**Task statement:**
Pull out every line containing the string "styles".

**Stored data:**
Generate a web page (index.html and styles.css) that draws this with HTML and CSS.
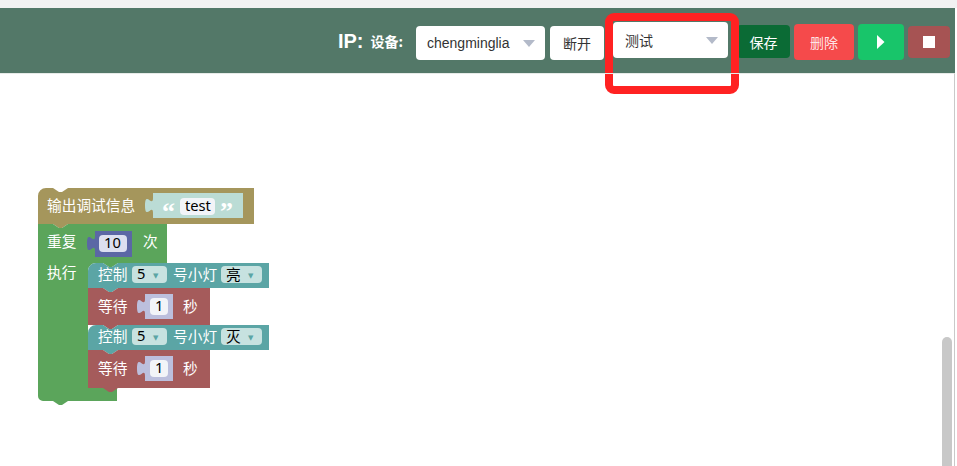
FILE: index.html
```html
<!DOCTYPE html>
<html lang="zh-CN">
<head>
<meta charset="utf-8">
<title>Blockly</title>
<link rel="stylesheet" href="styles.css">
</head>
<body>
<div class="topstrip"></div>
<header class="toolbar">
  <span class="ip">IP:</span>
  <span class="dev-label">设备:</span>
  <div class="select sel-device"><span class="sel-text">chengminglia</span><span class="caret"></span></div>
  <button class="btn btn-light">断开</button>
  <div class="select sel-mode marked"><span class="sel-text">测试</span><span class="caret"></span></div>
  <button class="btn btn-save">保存</button>
  <button class="btn btn-del">删除</button>
  <button class="btn btn-run"><svg width="8" height="14" viewBox="0 0 8 14"><path d="M0 0 L7.5 7 L0 14 Z" fill="#fff"/></svg></button>
  <button class="btn btn-stop"><span class="square"></span></button>
</header>
<main class="workspace">
  <svg class="blocks" width="955" height="393" viewBox="0 73 955 393">
    <!-- print block -->
    <path class="b-olive" d="M38,195 a8,8 0 0 1 8,-8 H53 l6,4 3,0 6,-4 H254 V223 H68 l-6,4 -3,0 -6,-4 H38 Z"/>
    <text class="lbl" x="47" y="210">输出调试信息</text>
    <path class="b-text" d="M153,192 H243 V217 H153 V212 c0,-10 -8,8 -8,-7.5 s8,2.5 8,-7.5 Z"/>
    <text class="quote" x="162" y="219">“</text>
    <rect class="f-white" x="180" y="197" width="35" height="17" rx="4"/>
    <text class="fld" x="185" y="210">test</text>
    <text class="quote" x="220" y="219">”</text>

    <!-- repeat block -->
    <path class="b-green" d="M38,223 H53 l6,4 3,0 6,-4 H167 V262 H118 l-6,4 -3,0 -6,-4 H96 a8,8 0 0 0 -8,8 V379 a8,8 0 0 0 8,8 H117 V400 H68 l-6,4 -3,0 -6,-4 H43 a5,5 0 0 1 -5,-5 Z"/>
    <text class="lbl" x="47" y="246">重复</text>
    <path class="b-purple" d="M95,230 H132 V256 H95 V250 c0,-10 -8,8 -8,-7.5 s8,2.5 8,-7.5 Z"/>
    <rect class="f-lav" x="99" y="234" width="28" height="17" rx="4"/>
    <text class="fld" x="104" y="247">10</text>
    <text class="lbl" x="143" y="246">次</text>
    <text class="lbl" x="47" y="277">执行</text>

    <!-- control 1 -->
    <path class="b-teal" d="M88,270 a8,8 0 0 1 8,-8 H103 l6,4 3,0 6,-4 H269 V287 H118 l-6,4 -3,0 -6,-4 H88 Z"/>
    <text class="lbl" x="98" y="279">控制</text>
    <rect class="f-teal" x="132" y="265" width="35" height="17" rx="4"/>
    <text class="fld" x="137" y="278">5</text>
    <text class="arrow" x="153" y="277">▼</text>
    <text class="lbl" x="173" y="279">号小灯</text>
    <rect class="f-teal" x="221" y="265" width="41" height="17" rx="4"/>
    <text class="fld" x="226" y="279">亮</text>
    <text class="arrow" x="248" y="277">▼</text>

    <!-- wait 1 -->
    <path class="b-red" d="M88,287 H103 l6,4 3,0 6,-4 H210 V324 H118 l-6,4 -3,0 -6,-4 H88 Z"/>
    <text class="lbl" x="98" y="311">等待</text>
    <path class="b-lav" d="M145,293 H173 V318 H145 V313 c0,-10 -8,8 -8,-7.5 s8,2.5 8,-7.5 Z"/>
    <rect class="f-white" x="150" y="297" width="18" height="17" rx="4"/>
    <text class="fld" x="155" y="310">1</text>
    <text class="lbl" x="183" y="311">秒</text>

    <!-- control 2 -->
    <path class="b-teal" d="M88,332 a8,8 0 0 1 8,-8 H103 l6,4 3,0 6,-4 H269 V349 H118 l-6,4 -3,0 -6,-4 H88 Z"/>
    <text class="lbl" x="98" y="341">控制</text>
    <rect class="f-teal" x="132" y="327" width="35" height="17" rx="4"/>
    <text class="fld" x="137" y="340">5</text>
    <text class="arrow" x="153" y="339">▼</text>
    <text class="lbl" x="173" y="341">号小灯</text>
    <rect class="f-teal" x="221" y="327" width="41" height="17" rx="4"/>
    <text class="fld" x="226" y="341">灭</text>
    <text class="arrow" x="248" y="339">▼</text>

    <!-- wait 2 -->
    <path class="b-red" d="M88,349 H103 l6,4 3,0 6,-4 H210 V387 H118 l-6,4 -3,0 -6,-4 H88 Z"/>
    <text class="lbl" x="98" y="373">等待</text>
    <path class="b-lav" d="M145,355 H173 V380 H145 V375 c0,-10 -8,8 -8,-7.5 s8,2.5 8,-7.5 Z"/>
    <rect class="f-white" x="150" y="359" width="18" height="17" rx="4"/>
    <text class="fld" x="155" y="372">1</text>
    <text class="lbl" x="183" y="373">秒</text>
  </svg>
  <div class="scroll-thumb"></div>
</main>
</body>
</html>
```
FILE: styles.css
```css
html, body {
  margin: 0;
  padding: 0;
  background: #ffffff;
  overflow: hidden;
}
body {
  width: 957px;
  height: 466px;
  font-family: "Liberation Sans", "Noto Sans CJK SC", sans-serif;
}
.topstrip {
  height: 8px;
  background: #f2f2f2;
}
.toolbar {
  width: 955px;
  height: 65px;
  box-sizing: border-box;
  background: #537868;
  display: flex;
  align-items: center;
  justify-content: flex-end;
  padding-right: 5px;
}
.ip {
  color: #fff;
  font-weight: bold;
  font-size: 20px;
  margin-right: 7px;
  margin-top: 2px;
}
.dev-label {
  color: #fff;
  font-size: 14px;
  font-weight: bold;
  font-family: "Noto Sans CJK SC", sans-serif;
  margin-right: 13px;
}
.select {
  position: relative;
  background: #fff;
  border-radius: 4px;
  box-sizing: border-box;
  display: flex;
  align-items: center;
  height: 34px;
  color: #333;
  font-size: 14px;
}
.sel-device {
  width: 129px;
  padding-left: 11px;
  margin-top: 4px;
}
.sel-mode {
  width: 115px;
  height: 36px;
  padding-left: 12px;
  margin-left: 9px;
  margin-bottom: 1px;
  font-family: "Noto Sans CJK SC", sans-serif;
}
.caret {
  position: absolute;
  right: 10px;
  top: 50%;
  margin-top: -3px;
  width: 0;
  height: 0;
  border-left: 6.5px solid transparent;
  border-right: 6.5px solid transparent;
  border-top: 7px solid #b3bac9;
}
.marked::after {
  content: "";
  position: absolute;
  left: -8px;
  top: -9px;
  width: 134px;
  height: 81px;
  box-sizing: border-box;
  border: 8px solid #ff2222;
  border-radius: 9px;
}
.btn {
  border: none;
  border-radius: 4px;
  height: 34px;
  padding: 0;
  font-size: 14px;
  font-family: "Noto Sans CJK SC", sans-serif;
  color: #fff;
  display: flex;
  align-items: center;
  justify-content: center;
}
.btn-light {
  background: #fff;
  color: #333;
  width: 54px;
  margin-left: 5px;
  margin-top: 4px;
}
.btn-save {
  background: #0b6b35;
  width: 53px;
  height: 33px;
  margin-left: 9px;
  margin-top: 2px;
}
.btn-del {
  background: #f54a4b;
  color: #ffe4e6;
  width: 60px;
  height: 36px;
  margin-left: 4px;
  margin-top: 2px;
}
.btn-run {
  background: #18c56a;
  width: 46px;
  height: 36px;
  margin-left: 4px;
  margin-top: 2px;
}
.btn-stop {
  background: #a65353;
  width: 42px;
  height: 32px;
  margin-left: 4px;
  margin-top: 2px;
}
.square {
  width: 12px;
  height: 12px;
  background: #fff;
}
.workspace {
  position: relative;
  width: 955px;
  height: 393px;
  box-sizing: border-box;
  border-right: 1px solid #c9c9c9;
  border-top: 1px solid #e6ebe8;
  overflow: hidden;
}
.blocks {
  position: absolute;
  left: 0;
  top: 0;
}
.scroll-thumb {
  position: absolute;
  left: 942px;
  top: 263px;
  width: 10px;
  height: 160px;
  border-radius: 5px;
  background: #c8c8c8;
}
.b-olive { fill: #a5965c; }
.b-green { fill: #5ba55b; }
.b-teal { fill: #5ba5a5; }
.b-red { fill: #a55b5b; }
.b-purple { fill: #5b67a5; }
.b-text { fill: #bbdcd5; }
.b-lav { fill: #bcbfdd; }
.f-white { fill: #f2f4f8; }
.f-lav { fill: #dcdff0; }
.f-teal { fill: #c7e2e0; }
.lbl {
  fill: #fff;
  font-family: "Noto Sans CJK SC", sans-serif;
  font-size: 14.7px;
}
.fld {
  fill: #000;
  font-family: "Noto Sans", "Noto Sans CJK SC", sans-serif;
  font-size: 14.7px;
}
.arrow {
  fill: #5ba5a5;
  font-family: "DejaVu Sans", sans-serif;
  font-size: 7px;
}
.quote {
  fill: #fff;
  font-family: "Liberation Serif", serif;
  font-weight: bold;
  font-size: 26px;
}
```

**Task response:**
Generate a web page (index.html and styles.css) that draws this with HTML and CSS.
<link rel="stylesheet" href="styles.css">
FILE: styles.css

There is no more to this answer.